Lecithins are supplied dissolved in ethanol, fatty acids,
triglycerides and other solvents. They are usually mixtures of
lecithins and range from 15% to 50% of the solution as
supplied.
[0145] Both natural and synthetic lecithins can be used. Natural
lecithins are derived from oilseeds such as sunflower seeds,
soybeans, safflower seeds and cottonseed. The lecithins are
separated from the oil during the refining process.
[0146] The organic amphiphilic surfactant has been found to be
especially valuable herein for improving the stability and skin
feel of the compositions of the invention.
[0147] The amphiphilic surfactant is preferably incorporated into
the composition in an amount of from about 0.1% to about 20% ,
preferably from about 0.1% to about 10%, and more preferably from
about 0.1% to about 8% by weight of composition.
[0148] Highly preferred herein is a fatty acid ester blend based on
a mixture of sorbitan or sorbitol fatty acid ester and sucrose
fatty acid ester, the fatty acid in each instance being preferably
C.sub.8-C.sub.24, more preferably C.sub.10-C.sub.20. The preferred
fatty acid ester from the viewpoint of moisturisation is a blend of
sorbitan or sorbitol C.sub.16-C.sub.20 fatty acid ester with
sucrose C.sub.10-C.sub.16 fatty acid ester, especially sorbitan
stearate and sucrose cocoate. This is commercially available from
ICI under the trade name Arlatone 2121.
Optional Ingredients
[0149] In preferred embodiments, a third oil phase is present in an
amount of from about 0.1% to about 15%, more preferably from about
1% to about 10% by weight of composition. The third oil phase can
be either a separate phase or can form one phase together with
either or both of the first and second silicon phases. Preferably,
the third oil phase is a separate phase.
[0150] The third oil phase preferably comprises a non-silicone
organic oil, such as a natural or synthetic oil selected from
mineral, vegetable, and animal oils, fats and waxes, fatty acid
esters, fatty alcohols, fatty acids and mixtures thereof, which
ingredients are useful for achieving emollient cosmetic properties.

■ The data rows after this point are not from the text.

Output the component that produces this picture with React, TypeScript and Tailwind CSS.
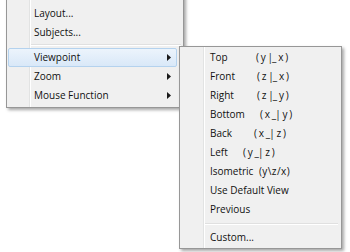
import { Fragment } from 'react';

type MenuItem = {
  label: string;
  sub?: boolean;
  active?: boolean;
  sep?: boolean;
};

type ViewItem = {
  label: string;
  axes?: string;
  labelWidth?: string;
  sep?: boolean;
};

const mainItems: MenuItem[] = [
  { label: 'Layout...' },
  { label: 'Subjects...' },
  { label: '', sep: true },
  { label: 'Viewpoint', sub: true, active: true },
  { label: 'Zoom', sub: true },
  { label: 'Mouse Function', sub: true },
];

const viewItems: ViewItem[] = [
  { label: 'Top', axes: '(y|_x)', labelWidth: 'w-[46px]' },
  { label: 'Front', axes: '(z|_x)', labelWidth: 'w-[47px]' },
  { label: 'Right', axes: '(z|_y)', labelWidth: 'w-[47px]' },
  { label: 'Bottom', axes: '(x_|y)', labelWidth: 'w-[50px]' },
  { label: 'Back', axes: '(x_|z)', labelWidth: 'w-[44px]' },
  { label: 'Left', axes: '(y_|z)', labelWidth: 'w-[33px]' },
  { label: 'Isometric', axes: '(y\\z/x)', labelWidth: 'w-[49px]' },
  { label: 'Use Default View' },
  { label: 'Previous' },
  { label: '', sep: true },
  { label: 'Custom...' },
];

// the |_ pairs sit tight together, the rest is spaced out
function Axes({ text }: { text: string }) {
  const chars = text.split('');
  const iso = text.includes('/');
  return (
    <span className="shrink-0 whitespace-nowrap">
      {chars.map((c, i) => {
        const next = chars[i + 1];
        const tight = (c === '|' && next === '_') || (c === '_' && next === '|');
        const cls = iso ? 'tracking-[0.4px]' : tight ? 'tracking-[-1px]' : 'tracking-[1.8px]';
        return (
          <span key={i} className={cls}>
            {c}
          </span>
        );
      })}
    </span>
  );
}

function Arrow() {
  return (
    <svg width="4" height="7" viewBox="0 0 4 7" className="shrink-0">
      <path d="M0 0 L4 3.5 L0 7 Z" fill="#1a1a1a" />
    </svg>
  );
}

export default function App() {
  return (
    <div
      className="relative w-[350px] h-[252px] overflow-hidden bg-white text-[10px] font-medium text-[#111]"
      style={{ fontFamily: '"Open Sans", "Noto Sans", sans-serif' }}
    >
      {/* main context menu */}
      <div className="absolute left-[6px] top-[-10px] w-[178px] border border-[#979797] bg-[#f0f0f0] pt-[13px] pb-[2px] shadow-[2px_2px_3px_rgba(0,0,0,0.35)]">
        <div className="absolute left-[22px] top-0 bottom-0 w-[2px] border-l border-[#e2e3e3] bg-white" />
        {mainItems.map((item, i) =>
          item.sep ? (
            <div key={i} className="relative h-[6px] ml-[24px] mr-[2px] flex items-center">
              <div className="w-full h-[2px] border-t border-[#e0e0e0] bg-white" />
            </div>
          ) : (
            <div
              key={i}
              className={
                item.active
                  ? 'relative h-[19px] ml-[1px] mr-[6px] flex items-center pl-[25px] pr-[5px] rounded-[2px] border border-[#b4d2ee] bg-gradient-to-b from-[#ecf4fc] to-[#d9e8f8]'
                  : 'relative h-[19px] ml-[1px] mr-[6px] flex items-center pl-[26px] pr-[6px]'
              }
            >
              <span className="flex-1">{item.label}</span>
              {item.sub && <Arrow />}
            </div>
          )
        )}
      </div>

      {/* viewpoint submenu */}
      <div className="absolute left-[179px] top-[46px] w-[163px] border border-[#979797] bg-[#f0f0f0] py-[1px] shadow-[2px_2px_3px_rgba(0,0,0,0.35)]">
        <div className="absolute left-[23px] top-0 bottom-0 w-[2px] border-l border-[#e2e3e3] bg-white" />
        {viewItems.map((item, i) => (
          <Fragment key={i}>
            {item.sep ? (
              <div className="relative h-[9px] ml-[25px] mr-[3px] flex items-center">
                <div className="w-full h-[2px] border-t border-[#e0e0e0] bg-white" />
              </div>
            ) : (
              <div className="relative h-[19px] flex items-center pl-[30px]">
                <span className={'shrink-0 whitespace-nowrap ' + (item.labelWidth ?? '')}>{item.label}</span>
                {item.axes && <Axes text={item.axes} />}
              </div>
            )}
          </Fragment>
        ))}
      </div>
    </div>
  );
}
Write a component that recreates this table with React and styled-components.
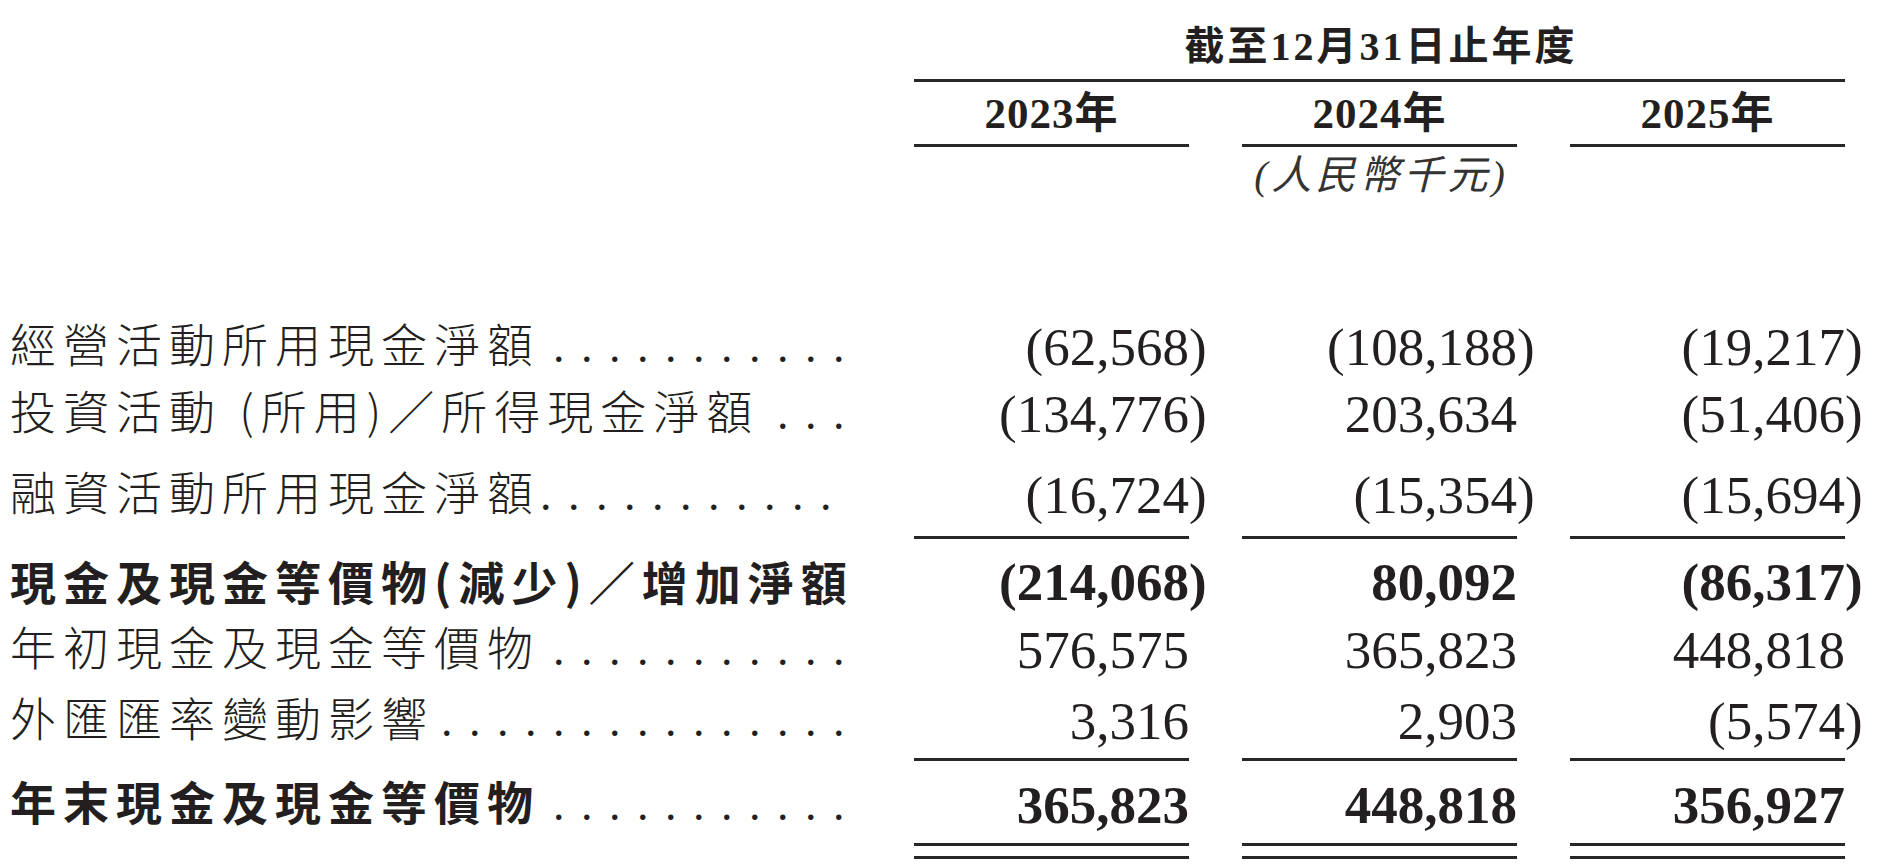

The first oil phase component is preferably essentially
silicone-free, i.e., it contains no more than about 10%, preferably
no more than about 5% by weight of silicone-based materials. It
will be understood that the oil phase may contain, for example, up
to about 25%, preferably up to only about 10% of oil phase soluble
emulsifier ingredients. Such ingredients are not to be considered
as oil phase components from the viewpoint of determining the oil
phase level and required HLB. In preferred embodiments, the overall
required HLB of the oil phase is from about 8 to about 12,
especially from about 9 to about 11, required HLB being determined
by summing the individual required HLB values for each component of
the oil phase multiplied by its W/W percentage in the oil phase
(see ICI Literature on HLB system; ICI reference paper ref
51/0010/303/15 m., first printed in 1976, revised in 1984 and May
1992).
[0151] Suitable first oil phase components for use herein include,
for example, optionally hydroxy-substituted C.sub.8-C.sub.50
unsaturated fatty acids and esters thereof, C.sub.1-C.sub.24 esters
of C.sub.8-C.sub.30 saturated fatty acids such as isopropyl
myristate, isopropyl palmitate, cetyl palmitate and
octyldodecylmyristate (Wickenol 142), beeswax, saturated and
unsaturated fatty alcohols such as behenyl alcohol and cetyl
alcohol, hydrocarbons such as mineral oils, petrolatum and
squalane, fatty sorbitan esters (see U.S. Pat. No. 3988255, Seiden,
issued Oct. 26 1976), lanolin and lanolin derivatives, animal and
vegetable triglycerides such as almond oil, peanut oil, wheat germ
oil, linseed oil, jojoba oil, oil of apricot pits, walnuts, palm
nuts, pistachio nuts, sesame seeds, rapeseed, cade oil, corn oil,
peach pit oil, poppyseed oil, pine oil, castor oil, soybean oil,
avocado oil, safflower oil, coconut oil, hazelnut oil, olive oil,
grapeseed oil, shea butter, shorea butter, and sunflower seed oil
and C.sub.1-C.sub.24 esters of dimer and trimer acids such as
diisopropyl dimerate, diisostearylmalate, diisostearyldimerate and
triisostearyltrimerate. Of the above, highly preferred are the
mineral oils, petrolatums, unsaturated fatty acids and esters
thereof and mixtures thereof.
[0152] Preferred embodiments herein comprise from about 0.1% to
about 10% by weight of an unsaturated fatty acid or ester.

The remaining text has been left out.